We have the capacity to do more. Since the pandemic started, half of all hotel workers have been laid off, and hotel capacity for the year is on track to be about 40 percent, according to American Hotel & Lodging Association CEO Chip Rogers. In March, AHLA started a “Hospitality for Hope Initiative” to connect local and federal governments to hoteliers to rent out rooms for first responders, coronavirus patients, and people in need of shelter. Seventeen thousand hotels signed up to participate. Some of these were offering just a few rooms, and Rogers is careful to note that a government needs to lease a whole hotel if it is going to put potentially sick people there, lest it be unappealing (and unsafe) for others to stay there. But it’s hard to see how government buyouts of spaces wouldn’t incentivize businesses in a struggling industry to offer their space.

Programs like this can hit snags. In California, half of the 15,000 rooms leased by the state in an effort called Project Roomkey sat vacant in May, according to a report from the Los Angeles Times, not for lack of need, but for lack of staff to accommodate an influx of people. (Hotels typically do not run at full capacity, so regular hotel staff would need to be supplemented.) Critics of hotel quarantining point out that everything must be kept hospital-grade clean and note that lodging confirmed sick people next to folks who are fulfilling a travel quarantine is a mistake. And checking into a coronavirus room for two weeks is hardly a luxury everyone would have, whether because they are caring for children or because they are heading to essential jobs. Requiring quarantining in a specific spot gets ethically dicey (though it would be more straightforward if the government would also provide the support to make it possible, which only sounds expensive until you consider the cost of living with the uncontained virus for months to come). But it’s also a luxury to hole up in your own home, in a private room, with a private bathroom, and to pay for meal delivery. What’s also ethically dicey is asking people to figure out setups for containing a viral load on their own or issuing quarantine orders for travelers, without giving nonrich people a subsidized way to successfully carry quarantine out.

Yes, I have heard about how in Australia, some workers at a quarantine hotel—where the country has inbound travelers stay—allegedly had sex with people staying in the quarantine hotel. This shows how shortsighted human beings are, and underscores the need to make quarantining as simple as possible—with quarantine hotels. Do quarantine hotels make it literally impossible for the virus to slip from one horny person to another? No. Are they full of far fewer ways to break protocol in a moment of weakness than a regular shared apartment? Yes! Thanks in part to the quarantine hotel strategy, coupled with other points of general competence at handling this disaster, in a population three times the size of New York, the country has seen just over a hundred deaths.

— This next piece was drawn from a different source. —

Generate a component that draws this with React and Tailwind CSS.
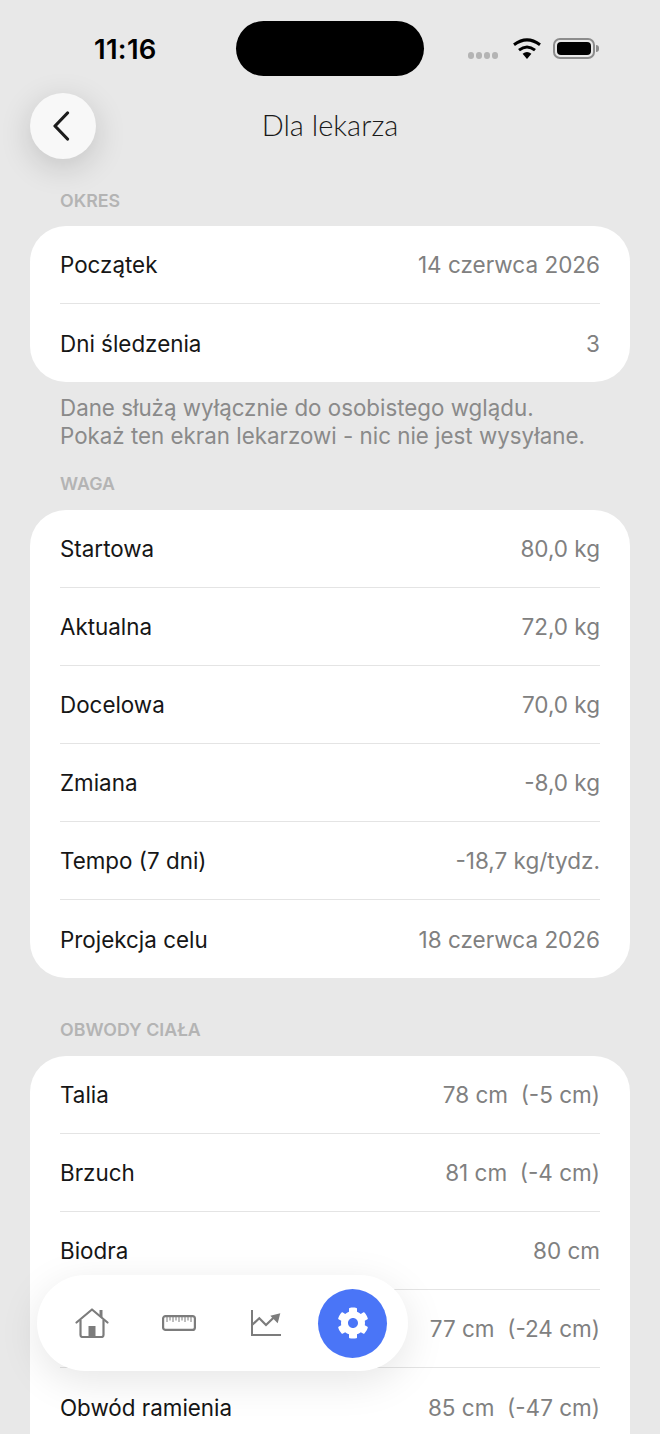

As we get closer and closer to fall and winter, a time when we will be, especially in cities, necessarily jammed together, I keep thinking about something New York Times science writer Donald G. McNeil Jr. wrote back in March: “If it were possible to wave a magic wand and make all Americans freeze in place for 14 days while sitting six feet apart, epidemiologists say, the whole epidemic would sputter to a halt.” We obviously can’t do that, but quarantine hotels would be a massive step in that direction.